Sur la première page il remarqua une adresse. Pensant que ce livre pouvait avoir une valeur pour ces personnes, il l’acheta et l’expédia en Angleterre.

Ainsi après plus de vingt-deux ans, la sœur du capitaine Conolly reçut le livre dont elle avait fait cadeau à son frère. Elle se plongea dans la lecture des annotations et prit connaissance de la grande injustice dont avaient été victimes les deux hommes.

Avec une grande émotion, elle apprit toutes les souffrances endurées par son frère jusqu’à sa mort.

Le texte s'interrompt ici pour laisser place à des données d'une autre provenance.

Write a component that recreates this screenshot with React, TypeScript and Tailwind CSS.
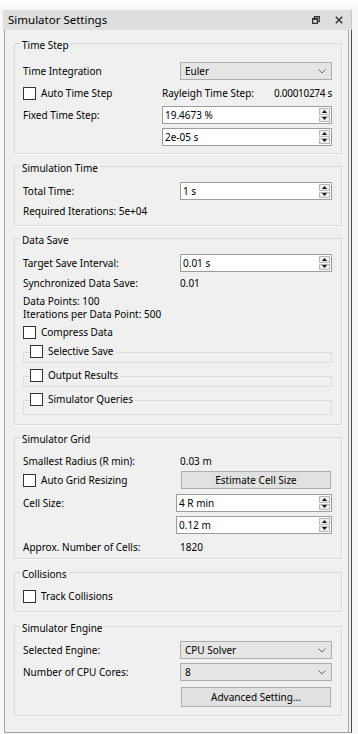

Une puissance plus forte que la haine

Que devait-elle faire ? Ce rapport incitait à l’action, à des représailles. Mais la sœur du capitaine Conolly était chrétienne, et au lieu de laisser la haine et la soif de vengeance envahir son cœur, elle décida, d’envoyer à la clinique de Patau tout l’argent qu’elle pouvait rassembler ou économiser, avec la recommandation suivante:

«Dans cette clinique, un lit doit toujours être disponible pour accueillir un Afghan malade ou blessé, qui doit être soigné gratuitement jusqu’à sa guérison. Je fais cela en souvenir de mon frère qui a tant souffert de la part des Afghans et qui est mort dans leur pays».

Dans la petite salle régnait un silence profond. Alors, le Docteur Pennell, posant sa main sur l’épaule de l’Afghan aveugle, lui dit: «Mon ami, tu es couché dans ce lit. Le souhait de la sœur du capitaine Conolly est que tu puisses guérir de tes blessures».

Le blessé qui s’était montré si rebelle devant le message du pardon de Jésus-Christ, sentit qu’il y avait là une puissance plus forte que la haine: la puissance de l’amour.

(Adapté du livre «Ils n’ont pas résisté» par Annie Dyck, Éd. le Phare, Florennes Belgique.)